NYC już przygotowuje się na odparcie drugiej fali Covid-19. 100 mln. na izolatki

2020-07-17 21:22

Urzędnicy z Nowego Jorku już przygotowują awaryjne kontrakty, które pomogą zwalczyć kolejną falę koronawirusa.

Miejskie Biuro Zarządzania Kryzysowego (NYCEM) opublikowało propozycję umowy dla operatorów hoteli, która w przypadku wybuchu morderczej pandemii pozwoli uruchomić Program hoteli w COVID-19.
Według NYCEM miasto wydało już 92 mln dolarów na zapewnienie pracownikom służby zdrowia i szczególnie zagrożonym mieszkańcom - szczególnie bezdomnym - bezpiecznego miejsca do izolacji, aby pomóc ograniczyć rozprzestrzenianie się choroby. 
Według agencji zarządzania kryzysowego miasto może wydać nawet 100 milionów dolarów na zakwaterowanie w hotelach, aby zmierzyć się z drugą falą COVID-19.
Wykonawca byłby odpowiedzialny za zarządzanie zakwaterowaniem nowojorczyków stanowiących grupy ryzyka, aby wypełnić do 20 000 pokoi hotelowych i zapewnić całodobową obsługę klientów przez telefon i e-mail.
Zachowujemy czujność i nie możemy popadać w samozadowolenie. Dlatego pracujemy intensywnie, aby upewnić się, że nadal mamy dostępne zasoby, aby zapewnić bezpieczne miejsca dla każdego nowojorczyka, który może potrzebować bezpiecznie oddzielić się od bliskich podczas potencjalnej drugiej fali - powiedział Omar Bourne z NYCEM.
Do tej pory miasto wysłało tysiące osób bezdomnych, pracowników służby zdrowia i odzyskujących zdrowie pacjentów z Covid-19 do 140 z 700 hoteli w mieście, które były w dużej mierze puste z powodu pandemii.
Departament Zdrowia miasta poinformował w środę, że od początku pandemii zanotowano 23 336 potwierdzonych lub prawdopodobnych zgonów związanych z Covid-19.
Najgorsze się skończyło. Obecny wskaźnik infekcji w mieście - mieszkańców, którzy w poniedziałek dali wynik pozytywny na obecność wirusa - wynosił 1,3 procent.
Ale zarówno burmistrz Bill de Blasio (59 l.), jak i gubernator Andrew Cuomo (63 l.) obserwują bacznie eksplozję przypadków Covid-19 w wielu stanach południowych, zachodnich i środkowych i martwią się, że goście z tych ognisk zakażeń przybędą do Nowego Jorku i ponownie zapalą drugą falę choroby.
Cuomo wydał nawet zalecenia dotyczące kwarantanny przybywających z zagrożonych stanów.
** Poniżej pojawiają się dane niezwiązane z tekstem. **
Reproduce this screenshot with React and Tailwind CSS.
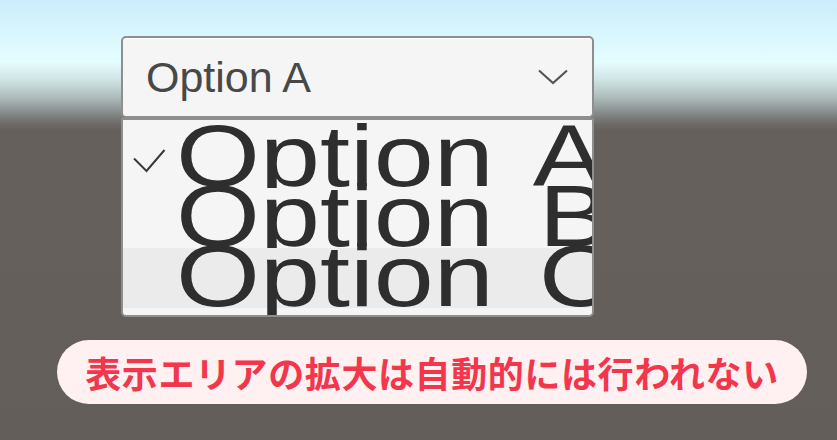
import React from "react";

const options = ["Option A", "Option B", "Option C"];

const App = () => {
  const selected = 0;
  const highlighted = 2;

  return (
    <div className="h-[440px] w-[837px] overflow-hidden bg-[linear-gradient(to_bottom,#cbecfa_0px,#d9f7fd_35px,#e4fdff_62px,#cfe3e3_80px,#b2c2c1_95px,#949e9d_107px,#7c7e7c_117px,#6c6866_125px,#66605c_131px,#645e5a_440px)]">
      <div className="w-[594px] pl-[121px] pt-[36px] font-['Liberation_Sans',sans-serif]">
        {/* dropdown button */}
        <div className="flex h-[82px] items-center justify-between rounded-[5px] border-2 border-[#8e8e8e] bg-[#f5f5f5] pl-[23px] pr-[24px] shadow-[inset_0_1px_0_#ffffff]">
          <span className="text-[43px] leading-none text-[#484848]">Option A</span>
          <svg width="30" height="16" viewBox="0 0 30 16" fill="none">
            <polyline
              points="1,1.5 15,14 29,1.5"
              stroke="#555555"
              strokeWidth="2.2"
              strokeLinejoin="miter"
            />
          </svg>
        </div>

        {/* dropdown list */}
        <div className="h-[199px] rounded-b-[5px] border-2 border-[#8e8e8e] bg-[#f5f5f5]">
          <div className="h-full overflow-hidden rounded-b-[3px] pt-[8px]">
            {options.map((opt, i) => (
              <div
                key={opt}
                className={`relative h-[60px] whitespace-nowrap pl-[53px] ${
                  i === highlighted ? "bg-[#ebebeb]" : "bg-[#f5f5f5]"
                }`}
              >
                {i === selected && (
                  <svg
                    className="absolute left-[10px] top-[20px]"
                    width="33"
                    height="25"
                    viewBox="0 0 33 25"
                    fill="none"
                  >
                    <polyline
                      points="1,10.5 13.5,23 31.5,2"
                      stroke="#3a3a3a"
                      strokeWidth="2"
                    />
                  </svg>
                )}
                <span className="inline-block origin-left scale-x-[1.24] text-[87px] leading-[56px] text-[#2e2e2e] [word-spacing:12px]">
                  {opt}
                </span>
              </div>
            ))}
          </div>
        </div>
      </div>

      {/* caption */}
      <div className="ml-[57px] mt-[23px] flex h-[64px] w-[750px] items-center justify-center rounded-full bg-[#fff0f1]">
        <span className="font-['Noto_Sans_CJK_JP',sans-serif] text-[36px] font-bold leading-none tracking-[0.6px] text-[#f2364b]">
          表示エリアの拡大は自動的には行われない
        </span>
      </div>
    </div>
  );
};

export default App;
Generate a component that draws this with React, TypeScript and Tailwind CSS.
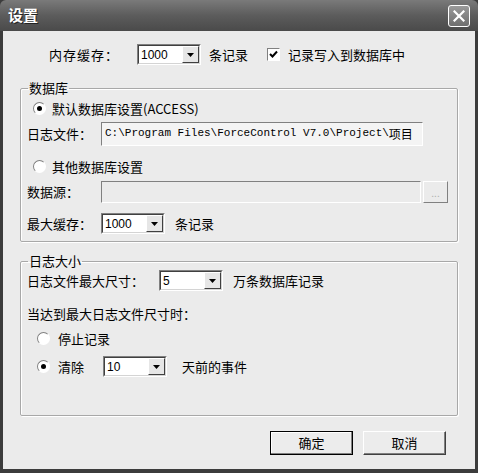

Ale przyznał też, że trudno jest wyśledzić gości spoza stanu, którzy przyjeżdżają do Nowego Jorku.
W obawie przed nawrotem, zaniechano pełnego otwierania barów i restauracji. Teraz burmistrz i gubernator rozmawiają o opóźnieniu wejścia miasta do fazy czwartej i otwarcia obiektów kulturalnych, takich jak muzea i zoo.
W raportach odnotowano również wzrost liczby zakażeń COVID-19 wśród młodych, gromadzących się w barach i restauracjach oferujących posiłki na świeżym powietrzu bez masek lub praktykujących dystans społeczny.
- Nowojorczycy obniżyli krzywą zachorowań, dokonując dużych zmian, i widzimy, że ta praca odbija się na liczbach każdego dnia - powiedział Cuomo.